Bluebottle jellyfish is not a single organism, but instead, in a similar way to corals and sea anemones, it consists of many different individuals, so called polyps, which do depend on each other for survival.

Each polyp have their own role - some make up the tentacles that are used in defence and catching and killing the prey. Others make up the reproductive and digestive system, and yet others make up the air filled sac that enables the animal float on the surface of the water, with tentacles hanging down in the water.

blue bottle

Where Are They Found?

In Australia, we are so used to the dangerous animals that are found nowhere else in the world, that it never crosses most of our minds that this creature, for a change, is also found in a lot of ocean and sea waters in the rest of the world.
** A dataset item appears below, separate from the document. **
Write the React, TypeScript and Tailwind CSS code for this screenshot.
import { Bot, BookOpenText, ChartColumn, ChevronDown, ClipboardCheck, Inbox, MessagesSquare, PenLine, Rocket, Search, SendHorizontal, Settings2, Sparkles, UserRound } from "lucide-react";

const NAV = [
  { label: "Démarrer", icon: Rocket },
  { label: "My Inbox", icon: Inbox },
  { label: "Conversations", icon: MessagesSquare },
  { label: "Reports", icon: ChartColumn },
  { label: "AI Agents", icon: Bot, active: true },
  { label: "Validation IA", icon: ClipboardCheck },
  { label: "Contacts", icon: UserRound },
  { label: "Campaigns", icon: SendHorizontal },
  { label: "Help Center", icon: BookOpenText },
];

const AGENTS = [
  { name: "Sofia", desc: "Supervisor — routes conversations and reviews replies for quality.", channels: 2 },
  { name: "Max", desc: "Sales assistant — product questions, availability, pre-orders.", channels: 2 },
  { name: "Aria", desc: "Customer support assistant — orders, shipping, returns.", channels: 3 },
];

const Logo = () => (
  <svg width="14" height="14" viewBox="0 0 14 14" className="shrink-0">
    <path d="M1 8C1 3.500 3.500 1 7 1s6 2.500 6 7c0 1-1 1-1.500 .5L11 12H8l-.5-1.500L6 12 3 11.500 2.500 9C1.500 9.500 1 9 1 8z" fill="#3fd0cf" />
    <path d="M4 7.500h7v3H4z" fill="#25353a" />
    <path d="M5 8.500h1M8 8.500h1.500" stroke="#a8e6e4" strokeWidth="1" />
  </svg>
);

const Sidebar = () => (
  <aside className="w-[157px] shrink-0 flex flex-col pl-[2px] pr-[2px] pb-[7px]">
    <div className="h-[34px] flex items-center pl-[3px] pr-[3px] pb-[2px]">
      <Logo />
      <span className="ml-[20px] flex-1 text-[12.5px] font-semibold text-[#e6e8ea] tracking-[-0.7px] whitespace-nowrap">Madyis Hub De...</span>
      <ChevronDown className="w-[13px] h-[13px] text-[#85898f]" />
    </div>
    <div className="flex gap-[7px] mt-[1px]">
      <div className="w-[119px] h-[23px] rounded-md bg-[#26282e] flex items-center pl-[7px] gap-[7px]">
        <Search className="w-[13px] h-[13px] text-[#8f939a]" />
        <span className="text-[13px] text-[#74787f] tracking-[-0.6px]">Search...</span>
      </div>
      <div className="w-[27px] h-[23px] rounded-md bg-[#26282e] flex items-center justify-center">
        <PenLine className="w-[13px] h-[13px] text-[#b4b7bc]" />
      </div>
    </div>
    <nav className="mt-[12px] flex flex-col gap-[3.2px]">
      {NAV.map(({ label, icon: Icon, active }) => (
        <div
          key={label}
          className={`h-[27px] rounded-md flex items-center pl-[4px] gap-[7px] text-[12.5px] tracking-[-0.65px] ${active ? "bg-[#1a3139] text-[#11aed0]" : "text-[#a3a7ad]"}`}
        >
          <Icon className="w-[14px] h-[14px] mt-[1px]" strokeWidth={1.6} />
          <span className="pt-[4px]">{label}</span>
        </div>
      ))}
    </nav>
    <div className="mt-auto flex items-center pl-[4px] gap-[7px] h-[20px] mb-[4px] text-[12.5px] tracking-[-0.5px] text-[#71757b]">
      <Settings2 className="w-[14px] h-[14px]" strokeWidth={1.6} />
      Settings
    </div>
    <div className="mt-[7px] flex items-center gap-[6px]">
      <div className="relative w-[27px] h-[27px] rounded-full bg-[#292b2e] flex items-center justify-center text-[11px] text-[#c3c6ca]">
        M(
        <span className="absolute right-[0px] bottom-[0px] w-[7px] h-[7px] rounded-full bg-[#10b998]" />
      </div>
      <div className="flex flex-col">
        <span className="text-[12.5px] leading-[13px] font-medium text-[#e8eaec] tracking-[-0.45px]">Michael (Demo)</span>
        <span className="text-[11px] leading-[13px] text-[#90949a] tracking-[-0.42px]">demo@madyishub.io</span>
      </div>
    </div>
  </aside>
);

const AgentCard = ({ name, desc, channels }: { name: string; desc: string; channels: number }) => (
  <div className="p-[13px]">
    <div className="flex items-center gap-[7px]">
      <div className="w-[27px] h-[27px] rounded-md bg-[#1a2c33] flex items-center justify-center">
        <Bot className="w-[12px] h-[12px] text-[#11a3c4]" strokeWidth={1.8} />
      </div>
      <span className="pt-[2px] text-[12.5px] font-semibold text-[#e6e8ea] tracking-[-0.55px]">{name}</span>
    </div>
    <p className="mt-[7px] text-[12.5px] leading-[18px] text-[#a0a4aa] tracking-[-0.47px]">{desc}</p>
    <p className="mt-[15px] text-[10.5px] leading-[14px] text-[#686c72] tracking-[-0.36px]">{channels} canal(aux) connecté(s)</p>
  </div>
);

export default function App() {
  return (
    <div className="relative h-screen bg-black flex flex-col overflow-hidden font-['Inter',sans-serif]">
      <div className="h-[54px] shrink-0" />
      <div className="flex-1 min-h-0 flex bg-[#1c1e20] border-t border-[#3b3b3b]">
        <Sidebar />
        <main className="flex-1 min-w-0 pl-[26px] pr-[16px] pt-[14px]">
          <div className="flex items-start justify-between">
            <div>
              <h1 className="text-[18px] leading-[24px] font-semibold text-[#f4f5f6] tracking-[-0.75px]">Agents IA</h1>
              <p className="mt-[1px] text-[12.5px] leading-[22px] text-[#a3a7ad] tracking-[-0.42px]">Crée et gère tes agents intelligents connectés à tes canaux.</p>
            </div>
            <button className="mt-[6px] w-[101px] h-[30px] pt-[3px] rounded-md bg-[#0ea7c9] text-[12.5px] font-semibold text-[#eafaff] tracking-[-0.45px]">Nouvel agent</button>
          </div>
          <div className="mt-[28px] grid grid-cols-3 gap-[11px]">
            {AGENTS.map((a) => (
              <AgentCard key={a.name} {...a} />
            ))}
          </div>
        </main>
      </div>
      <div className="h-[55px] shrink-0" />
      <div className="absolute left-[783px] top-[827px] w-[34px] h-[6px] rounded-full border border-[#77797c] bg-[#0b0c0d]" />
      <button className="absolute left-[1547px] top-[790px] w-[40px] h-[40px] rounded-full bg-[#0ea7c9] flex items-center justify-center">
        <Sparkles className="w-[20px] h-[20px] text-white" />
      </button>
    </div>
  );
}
But it does like the warmer - tropical and subtropical waters.

In the rest of the world it is called Portuguese Man of War, and it is known to be found in marine waters of
south and west Africa, the Mediterranean, Gulf of Mexico, west coast of Florida, Gulf of California, and Hawaiian islands.

And in Australia, it is much more common on the east coast than in the south or west, although they do turn up there too.

Sting and Venom

The tentacles of the bluebottle jellyfish are constantly fishing for food in the water, and the poison they carry is used for killing the prey.

The tentacles can be up to 30 metres long, and if you happen to be in its way you will get stung too.

The tentacles will attach themselves to your body, leaving red marks that last for a few days.

bluebottle jellyfish

The tentacles have small firing cells that inject poison into you.

The poison first causes severe, sharp pain that normally lasts for about a hour.

After that it turns to a joint ache.

In some cases, further complications such as vomiting, nausea, headache, breathing difficulties, shock, fever, muscle cramps, or back and abdominal pain may develop.

A sting can also cause an allergic reaction.

Obviously children, old people, and people with allergies are at a higher risk for complications.

blue bottle jellyfish


First, get out of the water and try getting the tentacles off you without touching them with your fingers.

Pour salt water on the wounds.

Then pour hot water on the woulds - it defuses the poison.

Do not pour vinegar,
it will only fire more stinging cells that will release more poison (vinegar is an excellent means for box jellyfish and irukandji stings but not bluebottle).

Do not rub the affected area - again it only releases more poison.

Ice packs can be used to reduce pain.

If the pain lasts much longer than a hour, or you get a reaction of any other kind, you should seek medical attention.

No bluebottle fatalities have been confirmed in Australia but up to 30,000 stings a year are reported, most on the eastern coast of the country.